Most existing logical languages draw a distinction between words and morphemes: they have words containing more than one morpheme. This necessitates two forms of self-segregation operating at once (at least — intermediate groupings of morphemes within a word are possible, and found in Lojban). Adding distinctions between types of morpheme may actually simplify things, counterintuitively enough. As Rick Morneau describes in his essay "Morphology," one easy way to implement self-segregation at the morpheme and word level is to "[ensure] that each type of morpheme can always be identified by its shape, and . . . that each type can occupy only one position in a word." He provides the following system for illustration. Three morpheme types are possible: prefix, root and suffix. Only suffixes are obligatory; prefixes and roots may appear zero or more times.

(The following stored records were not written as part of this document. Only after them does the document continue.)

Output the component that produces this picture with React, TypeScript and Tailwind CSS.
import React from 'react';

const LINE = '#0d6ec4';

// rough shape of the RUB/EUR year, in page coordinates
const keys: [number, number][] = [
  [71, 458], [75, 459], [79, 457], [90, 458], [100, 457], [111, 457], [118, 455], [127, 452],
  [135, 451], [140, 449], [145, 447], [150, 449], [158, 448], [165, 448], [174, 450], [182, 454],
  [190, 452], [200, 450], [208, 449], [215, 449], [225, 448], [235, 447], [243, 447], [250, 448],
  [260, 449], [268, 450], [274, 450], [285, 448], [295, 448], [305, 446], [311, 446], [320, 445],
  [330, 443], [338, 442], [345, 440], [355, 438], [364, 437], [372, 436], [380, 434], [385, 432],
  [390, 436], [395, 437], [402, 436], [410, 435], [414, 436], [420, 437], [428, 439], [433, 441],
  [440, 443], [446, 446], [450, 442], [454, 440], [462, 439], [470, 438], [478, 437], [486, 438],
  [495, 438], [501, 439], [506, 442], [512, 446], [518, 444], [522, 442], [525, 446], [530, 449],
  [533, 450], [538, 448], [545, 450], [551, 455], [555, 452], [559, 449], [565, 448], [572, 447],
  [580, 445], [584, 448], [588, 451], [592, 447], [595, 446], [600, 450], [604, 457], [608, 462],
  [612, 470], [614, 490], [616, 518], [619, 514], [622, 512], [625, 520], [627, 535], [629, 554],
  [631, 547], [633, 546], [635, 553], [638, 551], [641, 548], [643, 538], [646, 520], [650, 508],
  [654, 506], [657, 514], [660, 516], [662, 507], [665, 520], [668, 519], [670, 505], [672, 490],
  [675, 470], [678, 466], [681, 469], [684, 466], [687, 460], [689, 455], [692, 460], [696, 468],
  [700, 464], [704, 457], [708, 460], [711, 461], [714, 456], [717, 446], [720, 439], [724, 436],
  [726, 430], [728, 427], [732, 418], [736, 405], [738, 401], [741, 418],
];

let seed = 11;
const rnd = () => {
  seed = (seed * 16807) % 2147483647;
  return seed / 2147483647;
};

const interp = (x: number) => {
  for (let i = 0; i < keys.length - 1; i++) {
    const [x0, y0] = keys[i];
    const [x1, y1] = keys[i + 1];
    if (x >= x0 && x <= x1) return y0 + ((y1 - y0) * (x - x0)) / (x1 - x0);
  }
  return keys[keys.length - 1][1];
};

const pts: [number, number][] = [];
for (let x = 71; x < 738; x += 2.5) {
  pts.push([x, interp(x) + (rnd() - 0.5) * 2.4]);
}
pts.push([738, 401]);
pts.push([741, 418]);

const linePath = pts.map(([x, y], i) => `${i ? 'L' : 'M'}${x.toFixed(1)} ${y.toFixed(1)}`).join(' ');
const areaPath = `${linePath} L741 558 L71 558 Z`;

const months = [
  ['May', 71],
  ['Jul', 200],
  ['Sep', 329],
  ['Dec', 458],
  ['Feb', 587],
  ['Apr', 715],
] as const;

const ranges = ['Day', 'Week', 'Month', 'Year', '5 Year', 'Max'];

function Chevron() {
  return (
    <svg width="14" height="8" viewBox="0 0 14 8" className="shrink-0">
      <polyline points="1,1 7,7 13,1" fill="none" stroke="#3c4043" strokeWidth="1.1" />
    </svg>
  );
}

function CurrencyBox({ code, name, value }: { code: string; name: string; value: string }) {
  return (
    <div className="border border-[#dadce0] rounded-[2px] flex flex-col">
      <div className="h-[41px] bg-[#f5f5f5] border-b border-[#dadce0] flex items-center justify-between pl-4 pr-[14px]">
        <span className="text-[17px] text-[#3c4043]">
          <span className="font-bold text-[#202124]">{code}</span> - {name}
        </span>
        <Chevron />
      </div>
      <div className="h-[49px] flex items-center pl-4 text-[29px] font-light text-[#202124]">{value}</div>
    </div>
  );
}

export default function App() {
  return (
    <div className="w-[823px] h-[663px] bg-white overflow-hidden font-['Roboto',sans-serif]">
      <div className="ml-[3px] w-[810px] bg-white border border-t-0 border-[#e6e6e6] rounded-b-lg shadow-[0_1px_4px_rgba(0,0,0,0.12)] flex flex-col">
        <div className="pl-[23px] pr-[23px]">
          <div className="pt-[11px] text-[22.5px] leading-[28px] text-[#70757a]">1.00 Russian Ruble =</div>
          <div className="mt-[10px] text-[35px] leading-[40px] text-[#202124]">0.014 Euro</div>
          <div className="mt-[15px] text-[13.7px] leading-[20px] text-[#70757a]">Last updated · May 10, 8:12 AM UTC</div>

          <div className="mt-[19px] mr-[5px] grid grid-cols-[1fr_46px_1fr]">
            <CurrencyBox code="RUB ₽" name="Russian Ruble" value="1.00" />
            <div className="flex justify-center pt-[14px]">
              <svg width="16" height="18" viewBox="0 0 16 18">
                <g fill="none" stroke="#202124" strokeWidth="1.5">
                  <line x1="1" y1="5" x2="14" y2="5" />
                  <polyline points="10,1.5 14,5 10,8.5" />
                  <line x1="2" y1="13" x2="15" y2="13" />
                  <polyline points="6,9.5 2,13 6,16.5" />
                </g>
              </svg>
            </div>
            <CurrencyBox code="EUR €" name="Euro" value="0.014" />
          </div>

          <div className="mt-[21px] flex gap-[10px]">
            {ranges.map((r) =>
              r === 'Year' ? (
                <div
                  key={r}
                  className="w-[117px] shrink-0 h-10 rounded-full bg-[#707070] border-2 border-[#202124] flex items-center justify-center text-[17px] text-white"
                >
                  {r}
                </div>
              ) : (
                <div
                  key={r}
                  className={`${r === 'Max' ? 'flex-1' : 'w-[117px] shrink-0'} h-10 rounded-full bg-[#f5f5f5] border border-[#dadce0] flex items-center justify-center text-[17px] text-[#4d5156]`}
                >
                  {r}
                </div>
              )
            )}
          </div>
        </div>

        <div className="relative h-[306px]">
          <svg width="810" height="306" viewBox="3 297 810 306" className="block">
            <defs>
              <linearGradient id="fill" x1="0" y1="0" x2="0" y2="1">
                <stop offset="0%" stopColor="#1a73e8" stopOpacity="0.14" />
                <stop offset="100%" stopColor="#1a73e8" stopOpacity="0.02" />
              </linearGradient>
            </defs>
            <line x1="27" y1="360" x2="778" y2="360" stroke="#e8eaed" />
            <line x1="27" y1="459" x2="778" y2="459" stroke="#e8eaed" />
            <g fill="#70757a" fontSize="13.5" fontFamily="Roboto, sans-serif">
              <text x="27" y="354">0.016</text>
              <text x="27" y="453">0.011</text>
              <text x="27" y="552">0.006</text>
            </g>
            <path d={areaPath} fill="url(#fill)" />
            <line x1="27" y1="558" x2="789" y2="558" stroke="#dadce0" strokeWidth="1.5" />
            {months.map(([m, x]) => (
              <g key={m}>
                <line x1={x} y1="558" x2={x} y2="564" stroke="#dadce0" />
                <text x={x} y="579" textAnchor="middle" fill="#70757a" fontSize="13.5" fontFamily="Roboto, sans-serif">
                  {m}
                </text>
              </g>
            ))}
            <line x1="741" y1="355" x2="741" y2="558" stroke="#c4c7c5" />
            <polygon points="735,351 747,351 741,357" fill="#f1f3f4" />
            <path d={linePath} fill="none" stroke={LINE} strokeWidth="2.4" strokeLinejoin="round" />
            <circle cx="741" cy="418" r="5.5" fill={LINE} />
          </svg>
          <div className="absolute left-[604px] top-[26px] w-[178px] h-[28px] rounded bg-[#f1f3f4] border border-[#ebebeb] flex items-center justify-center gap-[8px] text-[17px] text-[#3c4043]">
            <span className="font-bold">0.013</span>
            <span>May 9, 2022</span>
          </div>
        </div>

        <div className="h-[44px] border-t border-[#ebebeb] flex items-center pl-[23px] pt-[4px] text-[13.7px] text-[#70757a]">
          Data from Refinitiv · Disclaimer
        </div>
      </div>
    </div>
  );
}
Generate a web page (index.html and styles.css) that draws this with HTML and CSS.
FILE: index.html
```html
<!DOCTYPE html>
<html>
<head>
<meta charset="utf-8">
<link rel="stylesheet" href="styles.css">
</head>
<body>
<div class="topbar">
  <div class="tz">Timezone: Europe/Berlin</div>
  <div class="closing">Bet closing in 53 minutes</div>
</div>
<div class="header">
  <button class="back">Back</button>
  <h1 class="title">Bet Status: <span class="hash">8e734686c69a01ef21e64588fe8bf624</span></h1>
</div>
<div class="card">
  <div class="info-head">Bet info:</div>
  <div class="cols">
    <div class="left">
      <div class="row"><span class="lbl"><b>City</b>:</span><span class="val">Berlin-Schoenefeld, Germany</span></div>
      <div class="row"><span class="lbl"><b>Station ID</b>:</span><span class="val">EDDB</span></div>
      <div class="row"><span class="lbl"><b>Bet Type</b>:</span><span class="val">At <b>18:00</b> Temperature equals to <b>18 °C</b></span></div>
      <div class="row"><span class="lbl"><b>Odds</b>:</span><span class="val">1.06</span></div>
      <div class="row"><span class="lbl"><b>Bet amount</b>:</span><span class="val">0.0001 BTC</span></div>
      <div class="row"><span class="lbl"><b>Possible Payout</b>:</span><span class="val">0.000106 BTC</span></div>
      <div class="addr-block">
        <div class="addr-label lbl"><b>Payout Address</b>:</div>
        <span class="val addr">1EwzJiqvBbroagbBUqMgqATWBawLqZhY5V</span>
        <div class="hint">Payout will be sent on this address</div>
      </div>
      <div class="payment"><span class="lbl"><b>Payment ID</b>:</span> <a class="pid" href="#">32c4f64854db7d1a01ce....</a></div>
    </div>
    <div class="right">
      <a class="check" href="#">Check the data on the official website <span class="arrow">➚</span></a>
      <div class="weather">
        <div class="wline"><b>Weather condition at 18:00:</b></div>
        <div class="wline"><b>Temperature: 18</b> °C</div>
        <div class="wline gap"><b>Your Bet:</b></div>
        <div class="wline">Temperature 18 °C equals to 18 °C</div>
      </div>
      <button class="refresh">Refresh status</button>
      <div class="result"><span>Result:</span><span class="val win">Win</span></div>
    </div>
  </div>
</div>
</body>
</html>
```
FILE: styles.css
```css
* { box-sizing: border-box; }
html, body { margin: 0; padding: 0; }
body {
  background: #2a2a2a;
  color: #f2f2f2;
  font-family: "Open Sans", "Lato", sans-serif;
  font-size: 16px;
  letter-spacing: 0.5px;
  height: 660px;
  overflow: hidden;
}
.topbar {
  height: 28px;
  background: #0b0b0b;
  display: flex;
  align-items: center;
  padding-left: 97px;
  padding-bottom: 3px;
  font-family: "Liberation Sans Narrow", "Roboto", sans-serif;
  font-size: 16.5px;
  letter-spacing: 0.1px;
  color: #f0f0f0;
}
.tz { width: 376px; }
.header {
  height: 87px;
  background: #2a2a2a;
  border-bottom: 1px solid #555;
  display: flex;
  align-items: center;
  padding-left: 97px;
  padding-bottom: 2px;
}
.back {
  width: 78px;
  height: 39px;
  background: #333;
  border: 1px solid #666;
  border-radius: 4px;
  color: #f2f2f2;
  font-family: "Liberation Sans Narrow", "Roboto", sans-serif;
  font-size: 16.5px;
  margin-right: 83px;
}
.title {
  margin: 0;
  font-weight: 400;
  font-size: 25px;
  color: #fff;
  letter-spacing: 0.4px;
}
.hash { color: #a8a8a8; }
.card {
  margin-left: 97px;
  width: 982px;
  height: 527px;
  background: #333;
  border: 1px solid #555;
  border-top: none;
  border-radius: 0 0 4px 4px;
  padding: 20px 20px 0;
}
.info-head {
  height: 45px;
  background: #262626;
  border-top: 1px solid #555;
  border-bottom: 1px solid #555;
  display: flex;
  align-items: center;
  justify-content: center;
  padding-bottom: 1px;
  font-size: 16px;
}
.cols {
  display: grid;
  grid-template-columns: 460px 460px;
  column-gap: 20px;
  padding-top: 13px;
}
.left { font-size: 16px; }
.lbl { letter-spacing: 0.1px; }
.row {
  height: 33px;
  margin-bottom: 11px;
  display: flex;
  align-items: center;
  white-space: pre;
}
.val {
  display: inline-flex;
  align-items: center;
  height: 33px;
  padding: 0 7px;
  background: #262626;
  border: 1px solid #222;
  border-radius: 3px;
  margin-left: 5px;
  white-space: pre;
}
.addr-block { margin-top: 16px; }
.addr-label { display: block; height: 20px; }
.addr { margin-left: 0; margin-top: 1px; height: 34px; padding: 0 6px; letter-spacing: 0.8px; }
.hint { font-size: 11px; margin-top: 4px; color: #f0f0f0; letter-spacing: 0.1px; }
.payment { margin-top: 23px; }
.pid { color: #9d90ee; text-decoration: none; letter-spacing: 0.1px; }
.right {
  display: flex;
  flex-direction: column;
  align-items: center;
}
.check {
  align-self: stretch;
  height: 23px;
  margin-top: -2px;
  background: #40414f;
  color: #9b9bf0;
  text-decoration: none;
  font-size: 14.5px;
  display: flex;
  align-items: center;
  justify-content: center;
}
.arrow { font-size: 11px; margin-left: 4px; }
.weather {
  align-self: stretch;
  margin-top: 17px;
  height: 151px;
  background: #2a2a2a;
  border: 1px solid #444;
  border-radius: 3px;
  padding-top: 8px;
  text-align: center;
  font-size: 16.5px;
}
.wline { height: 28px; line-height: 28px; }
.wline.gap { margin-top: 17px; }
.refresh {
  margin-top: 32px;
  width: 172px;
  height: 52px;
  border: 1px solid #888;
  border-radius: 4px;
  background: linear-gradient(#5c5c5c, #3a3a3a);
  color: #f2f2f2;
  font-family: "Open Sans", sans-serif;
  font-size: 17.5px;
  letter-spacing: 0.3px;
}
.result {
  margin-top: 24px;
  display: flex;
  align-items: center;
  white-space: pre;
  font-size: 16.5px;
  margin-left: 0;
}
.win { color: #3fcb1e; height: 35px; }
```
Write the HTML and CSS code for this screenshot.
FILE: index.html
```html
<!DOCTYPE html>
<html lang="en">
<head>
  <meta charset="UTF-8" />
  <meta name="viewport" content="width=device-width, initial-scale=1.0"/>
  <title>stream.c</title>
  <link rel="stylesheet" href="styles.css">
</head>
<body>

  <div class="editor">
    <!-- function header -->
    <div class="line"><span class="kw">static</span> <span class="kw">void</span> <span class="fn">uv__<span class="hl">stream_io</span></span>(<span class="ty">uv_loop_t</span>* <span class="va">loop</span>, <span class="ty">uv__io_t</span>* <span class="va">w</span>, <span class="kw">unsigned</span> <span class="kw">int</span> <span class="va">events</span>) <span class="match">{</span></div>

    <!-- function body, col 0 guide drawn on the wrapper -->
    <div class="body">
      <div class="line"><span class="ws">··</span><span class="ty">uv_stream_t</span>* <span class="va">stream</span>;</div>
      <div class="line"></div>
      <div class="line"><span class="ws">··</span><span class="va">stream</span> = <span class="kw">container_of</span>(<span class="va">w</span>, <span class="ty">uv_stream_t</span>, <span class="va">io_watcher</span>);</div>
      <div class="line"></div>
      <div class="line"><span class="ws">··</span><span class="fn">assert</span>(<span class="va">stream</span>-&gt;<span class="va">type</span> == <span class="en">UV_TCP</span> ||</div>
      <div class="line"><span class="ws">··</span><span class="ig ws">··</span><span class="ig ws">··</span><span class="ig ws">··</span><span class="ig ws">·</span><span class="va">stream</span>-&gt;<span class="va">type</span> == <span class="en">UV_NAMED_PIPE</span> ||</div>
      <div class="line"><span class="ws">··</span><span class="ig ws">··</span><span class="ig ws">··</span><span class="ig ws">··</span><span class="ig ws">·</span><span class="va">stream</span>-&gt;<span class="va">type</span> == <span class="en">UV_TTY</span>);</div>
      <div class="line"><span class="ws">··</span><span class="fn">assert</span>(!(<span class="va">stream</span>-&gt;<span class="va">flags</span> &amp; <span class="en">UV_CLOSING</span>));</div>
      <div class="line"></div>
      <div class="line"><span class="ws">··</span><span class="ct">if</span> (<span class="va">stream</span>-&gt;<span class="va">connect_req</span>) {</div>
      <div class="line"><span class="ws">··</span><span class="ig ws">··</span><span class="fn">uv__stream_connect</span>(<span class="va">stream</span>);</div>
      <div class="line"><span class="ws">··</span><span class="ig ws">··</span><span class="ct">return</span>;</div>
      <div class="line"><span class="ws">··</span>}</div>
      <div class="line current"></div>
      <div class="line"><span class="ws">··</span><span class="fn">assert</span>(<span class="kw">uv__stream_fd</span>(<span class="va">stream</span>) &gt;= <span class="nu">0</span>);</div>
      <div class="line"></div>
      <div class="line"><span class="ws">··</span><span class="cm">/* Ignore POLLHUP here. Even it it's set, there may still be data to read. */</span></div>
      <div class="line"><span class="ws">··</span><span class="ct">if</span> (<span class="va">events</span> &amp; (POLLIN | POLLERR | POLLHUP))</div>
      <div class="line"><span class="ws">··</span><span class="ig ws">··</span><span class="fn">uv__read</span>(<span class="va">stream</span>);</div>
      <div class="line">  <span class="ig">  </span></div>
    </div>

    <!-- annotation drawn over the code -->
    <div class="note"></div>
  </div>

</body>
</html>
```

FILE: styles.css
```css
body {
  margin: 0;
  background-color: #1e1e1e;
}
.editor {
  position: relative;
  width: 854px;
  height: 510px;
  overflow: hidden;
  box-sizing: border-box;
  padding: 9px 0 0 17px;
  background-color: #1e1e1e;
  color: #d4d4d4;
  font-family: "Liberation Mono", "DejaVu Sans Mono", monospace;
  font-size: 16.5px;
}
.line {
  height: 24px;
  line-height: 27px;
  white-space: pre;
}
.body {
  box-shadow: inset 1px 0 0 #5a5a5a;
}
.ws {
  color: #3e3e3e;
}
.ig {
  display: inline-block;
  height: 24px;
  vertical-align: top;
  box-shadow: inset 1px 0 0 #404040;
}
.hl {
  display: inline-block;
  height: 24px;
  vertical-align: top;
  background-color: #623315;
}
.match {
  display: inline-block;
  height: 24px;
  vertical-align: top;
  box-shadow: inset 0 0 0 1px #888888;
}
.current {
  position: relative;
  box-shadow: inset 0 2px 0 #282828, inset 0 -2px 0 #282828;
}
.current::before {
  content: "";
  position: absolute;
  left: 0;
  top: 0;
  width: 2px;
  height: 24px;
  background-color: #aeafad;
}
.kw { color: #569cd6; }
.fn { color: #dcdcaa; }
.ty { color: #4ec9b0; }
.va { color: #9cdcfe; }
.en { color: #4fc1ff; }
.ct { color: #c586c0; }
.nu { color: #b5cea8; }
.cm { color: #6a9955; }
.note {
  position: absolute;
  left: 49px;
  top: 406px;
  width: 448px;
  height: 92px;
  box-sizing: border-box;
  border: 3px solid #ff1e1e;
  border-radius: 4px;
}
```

C = b, p, d, t, g, k, z, s, v, f
V = a, e, i, o, u
S = y, w
N = m, n

prefix = CSV
root = CVN
suffix = CV

word = {prefix} {root} suffix

Essentially, this is a simple right-breaking system at the word level: words end to the right of the first CV syllable. Within a word, morphemes also break to the right: they end to the right of every syllable rime. Morneau uses a similar but more elaborate system in his magnum opus.

I believe I have covered all the obvious and useful ways morphological self-segregation can be implemented. Needless to say, there is still much more about self-segregation systems in need of investigation.